Hans Looschen (23 June 1859, Berlin - 11 February 1923, Berlin) was a German landscape, portrait and genre painter. He also created some illustrations.

Life and work 
His father, Hermann Looschen (1838-1891), was a porcelain painter at the Royal Porcelain Factory, Berlin. After graduating from a gymnasium in Charlottenburg, he began studying at the Prussian Academy of Arts. His instructors there included Paul Thumann, Otto Knille, and Ernst Hildebrand. His first exhibition took place at the Academy in 1887. He became a lifetime member of the  (artists' association) in 1892.
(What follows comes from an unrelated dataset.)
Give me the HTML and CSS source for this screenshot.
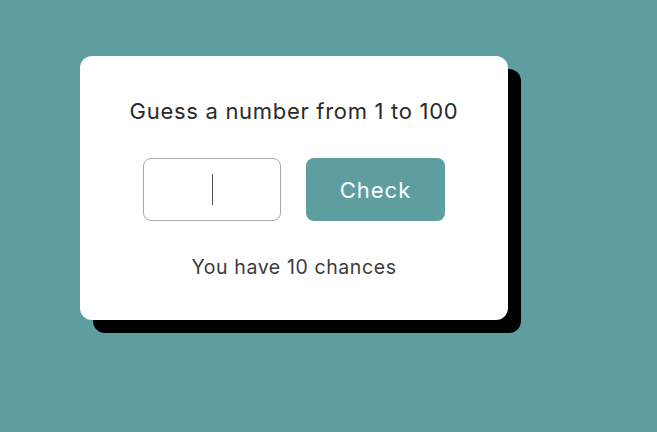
FILE: index.html
```html
<!DOCTYPE html>
<html>
<head>
<meta charset="utf-8">
<link rel="stylesheet" href="styles.css">
</head>
<body>
<div class="card">
  <p class="title">Guess a number from 1 to 100</p>
  <div class="row">
    <div class="field"><span class="caret"></span></div>
    <button class="check">Check</button>
  </div>
  <p class="chances">You have 10 chances</p>
</div>
</body>
</html>
```
FILE: styles.css
```css
html, body {
  margin: 0;
  padding: 0;
}
body {
  background: #5f9ea0;
  width: 657px;
  height: 432px;
  overflow: hidden;
  font-family: Inter, "Open Sans", sans-serif;
  color: #333;
}
.card {
  margin: 56px 0 0 80px;
  width: 428px;
  height: 264px;
  box-sizing: border-box;
  background: #fff;
  border-radius: 12px;
  box-shadow: 13px 13px 0 #000;
  padding-top: 40px;
  display: flex;
  flex-direction: column;
  align-items: center;
}
.title {
  margin: 0;
  font-size: 22px;
  line-height: 30px;
  letter-spacing: 0.7px;
  color: #2a2a2a;
}
.row {
  margin-top: 32px;
  display: flex;
  gap: 25px;
}
.field {
  width: 138px;
  height: 63px;
  box-sizing: border-box;
  border: 1px solid #aaa;
  border-radius: 8px;
  display: flex;
  align-items: center;
  justify-content: center;
}
.caret {
  width: 1px;
  height: 31px;
  background: #555;
}
.check {
  width: 139px;
  height: 63px;
  border: none;
  border-radius: 8px;
  background: #5f9ea0;
  color: #fff;
  font-family: Inter, "Open Sans", sans-serif;
  font-size: 22px;
  letter-spacing: 1px;
  padding: 0;
}
.chances {
  margin: 33px 0 0;
  font-size: 19.5px;
  line-height: 26px;
  letter-spacing: 0.6px;
  color: #3a3a3a;
}
```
In 1893, he began exhibiting regularly at the Große Berliner Kunstausstellung, and served a few terms as its President. He was awarded a small gold medal there in 1908, and a large gold emdal in 1912. From 1899 to 1901, his works were presented at the Berlin Secession.

In 1908, he was also named a Professor. Initially, he was a member of the Prussian State Art Commission. Later, he worked with the "Preußischen künstlerischen Sachverständigenkammer" (roughly: chamber of art experts). In 1913, he was elected to the Academy, and served in its Senate until his death. The following year, he participated in the Venice Biennale. In 1916, he created a sensation when he visited the Halbmondlager, near Zossen, to paint six prisoners of war from North Africa.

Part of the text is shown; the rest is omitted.